No. The bridge only transforms values.

For other parameters it takes what the iio device has been initialized to
Or if they are changed dynamically through the iio API, it uses new parameters.

> 
>> The driver is capable to handle multiple iio accelerometers and they
>> are
>> presented by unique /dev/input/event* files. The iio chip name is
>> used to define
>> the input device name so that it can be identified (e.g. by udev
>> rules or evtest).
> 
> As you can probably guess, I'm not overly enthusiastic about this piece
> of code. If it had existed 5 years ago, I probably wouldn't have
> written iio-sensor-proxy, but then somebody else would have had to for
> the rest of the IIO sensors that can be consumed.

I have looked into your work and get the impression that my proposal is
not contradicting your work.

You still need mechanisms to rotate e.g. the display if the device is
rotated. This is not done by this kernel code.

This is a similar situation that a keyboard driver reports key event
codes but does not draw glyphs.

The bridge provides a different (and well established) higher-level API
for accelerometers than iio.

So you may check if it simplifies your code by using this higher-layer interface
(input event). From my rough check it appears to me that you can for example
remove the mount-matrix handling from your code because it would be done by
this bridge.

> To me, this bridge has all the drawbacks of a simple user-space
> implementation using uinput, without much of the benefits of being an
> exclusive user of the IIO accelerometers, such as being able to change
> the update rate, or using triggers depending on the usage.
> 
> What am I missing? Why shouldn't this live in user-space?
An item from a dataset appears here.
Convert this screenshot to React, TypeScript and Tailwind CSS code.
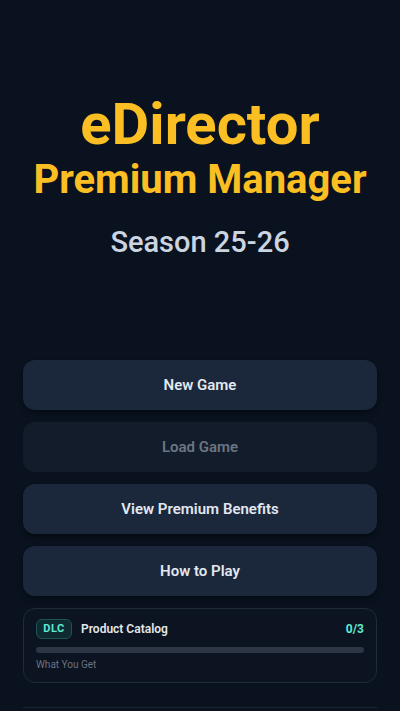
import React from "react";

const buttons = [
  { label: "New Game", disabled: false },
  { label: "Load Game", disabled: true },
  { label: "View Premium Benefits", disabled: false },
  { label: "How to Play", disabled: false },
];

export default function App() {
  return (
    <div
      className="flex h-[711px] w-full flex-col overflow-hidden bg-[#09121e] px-[23px]"
      style={{ fontFamily: "Roboto, 'Liberation Sans', sans-serif" }}
    >
      {/* Title */}
      <div className="flex flex-col items-center pt-[95px]">
        <h1 className="text-[58px] leading-none font-bold text-[#fbbf24]">eDirector</h1>
        <h2 className="mt-[7px] text-[40px] leading-10 font-bold text-[#fbbf24]">Premium Manager</h2>
        <p className="mt-[24px] text-[29px] leading-9 font-medium text-[#cbd5e1]">Season 25-26</p>
      </div>

      {/* Menu */}
      <div className="mt-[100px] flex flex-col gap-3">
        {buttons.map((b) => (
          <button
            key={b.label}
            disabled={b.disabled}
            className={
              b.disabled
                ? "h-[50px] rounded-xl bg-[#131c2b] text-[15px] font-semibold text-[#6b7585]"
                : "h-[50px] rounded-xl bg-[#1b273b] text-[15px] font-semibold text-[#e2e8f0] shadow-md shadow-black/30"
            }
          >
            {b.label}
          </button>
        ))}

        {/* DLC card */}
        <div className="rounded-xl border border-[#1f2b3b] bg-[#0b1420] px-3 pt-[10px] pb-[11px]">
          <div className="flex items-center">
            <span className="flex h-[20px] w-[36px] items-center justify-center rounded-md border border-[#1d5456] bg-[#0f2a30] text-[11px] font-bold tracking-wider text-[#5eead4]">
              DLC
            </span>
            <span className="ml-[9px] text-[12px] font-semibold text-[#e5e7eb]">Product Catalog</span>
            <span className="ml-auto text-[12px] font-bold text-[#5eead4]">0/3</span>
          </div>
          <div className="mt-[8px] h-[6px] w-full rounded-full bg-[#2c3645]" />
          <p className="mt-[6px] text-[10px] leading-3 text-[#6b7280]">What You Get</p>
        </div>
      </div>

      <div className="mt-[24px] border-t border-[#1a2331]" />
    </div>
  );
}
That's a pretty biased question...

It's a matter of philosophy whether you want a microkernel + user-space daemons
or a kernel that prebakes many things to make user-space daemons easier or
even superfluous.

In the other extreme you could even get rid of iio and directly access the
sensors through /dev/i2c from user-space daemon.

So I can't give you a technical answer for that and since I am not a
maintainer I can't answer it at all.